Hayatta yaptığın ilk iş neydi? Anlatır mısın?

Oyunculuğa çocukken başladığım için ilk para kazandığım işim oyunculuktu. İlk olarak 8 yaşımda, bir dizinin bir bölümünde oynamıştım.

Küçükken nasıl bir öğrenciydin?

Fazla konuşan, enerjik ve klasik eğitim sistemine uyamayan bir öğrenciydim. Hatta sürekli dersten atıldığım için ilkokulu pek sınıfta geçirdiğimi söyleyemeyeceğim. 40 dakika boyunca sıkıcı bir konuyu sessizce oturarak dinlemeyi çok zor öğrendim. Tabii yıllar içinde bununla başa çıkmayı daha iyi becerdim. Derslere pek odaklanamasam da notlarım kötü değildi hiçbir zaman.

Küçükken bir idolün var mıydı?

Küçükken idolüm ablamdı. Benden 11 yaş büyüktü, ben çocukken o üniversitedeydi yani ve büyüyünce onun gibi olmak istiyordum. Yaptığı her şeyi hayranlıkla izlerdim.

Son zamanlarda içinde en çok vakit geçirdiğin kitap?
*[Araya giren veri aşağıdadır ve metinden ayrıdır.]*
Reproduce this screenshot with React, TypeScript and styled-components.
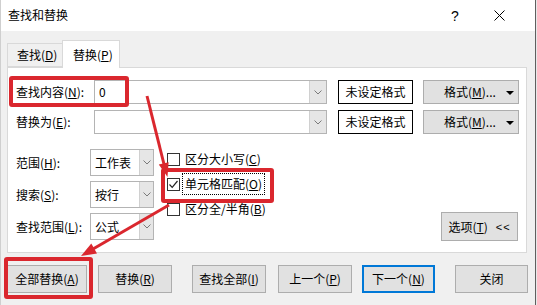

Gabriel García Márquez’in Kolera Günlerinde Aşk’ıyla vakit geçirdim son dönemlerde.  Márquez’in diğer kitaplarıyla da vakit geçirmeyi çok seviyorum. Kurduğu büyülü atmosferi hayal etmek çok keyifli bence.

Son zamanlarda en çok dinlediğin müzikler (albüm, şarkılar)?

The Alan Parsons Project – Eye In The Sky
Parcels – Withorwithout
Two Door Cinema Club – Sun
Karsu – Sonunda
Mormor – Pass The Hours
Spinvis – Ik wil Alleen Maar Zwemmen

En iyi yaptığın yemek?

Asya mutfağına düşkünüm ben, o yüzden köri diyeceğim sanırım. Çeşitli iyi yaptığım köri yemekleri var.

Son zamanlarda edindiğin bir mutfak alışkanlığı?

Et yemeyi çok severim normalde ama son dönemde daha az et yemeye çalışıyorum. O yüzden vejetaryen yemekler deniyorum, sebzeleri daha fazla kullanmaya başladım. 

En çok söylediğin yalan?

“Yoo, problem değil.”

Yeniden yaşamak isteyeceğin bir gün/an?

Kız Kardeşler filmimizi Berlin Film Festivali’nde gösterdiğimiz günü tekrar yaşamak çok isterim. O kadar büyüleyici bir gündü ki heyecandan günün çoğunu hatırlamıyorum. Baştan sona, daha sakin bir hâlde yaşamak isterdim.

Bu aralar sana en iyi gelen şey?

Tığ ile bir şeyler örmek bana çok iyi geliyor. Bir şeyler tasarlayıp üretmeyi seviyorum, bana çok rahatlatıcı geliyor.